Using percolated dependencies for phrase extraction in SMT
Srivastava, Ankit Kumar and Way, AndyORCID: 0000-0001-5736-5930
(2009)
Using percolated dependencies for phrase extraction in SMT.
In: MT Summit XII - The twelfth Machine Translation Summit, 26-30 August 2009, Ottawa, Canada.
Statistical Machine Translation (SMT) systems rely heavily on the quality of the phrase pairs induced from large amounts of training data. Apart from the widely used method of heuristic learning of n-gram phrase translations from word alignments, there are numerous methods for extracting these phrase pairs. One such class of approaches uses translation information encoded in parallel treebanks to extract phrase pairs. Work to date has demonstrated the usefulness of translation models induced from both constituency structure trees and dependency structure trees. Both syntactic annotations rely on the existence of natural language parsers for both the source and target languages. We depart from the norm by directly obtaining dependency parses from constituency structures using head percolation tables.
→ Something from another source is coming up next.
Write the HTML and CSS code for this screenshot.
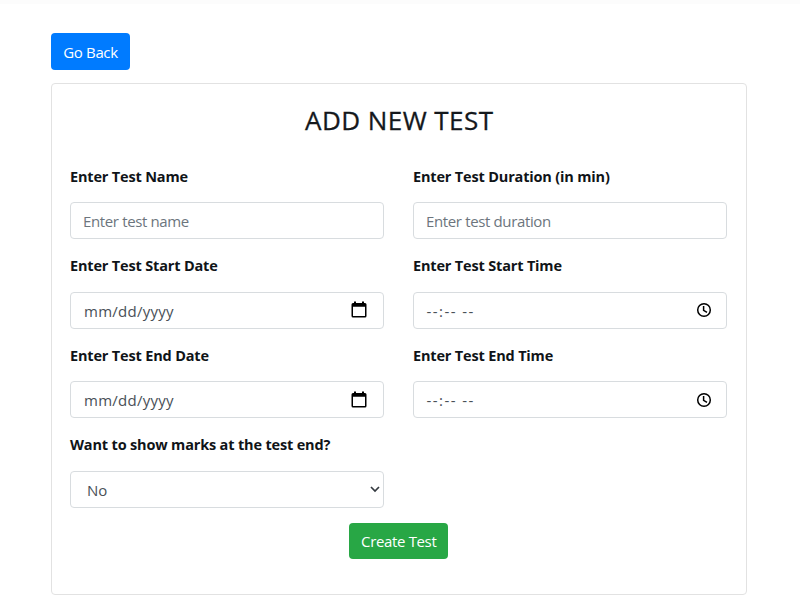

The paper investigates the use of aligned chunks induced from percolated dependencies in French–English SMT and contrasts it with the aforementioned extracted phrases.
We observe that adding phrase pairs from any other method improves translation performance over the baseline n-gram-based system, percolated dependencies are a good substitute for parsed dependencies, and that supplementing with our novel head percolation-induced chunks shows a general trend toward improving all system types across two data sets up to a 5.26% relative increase in BLEU.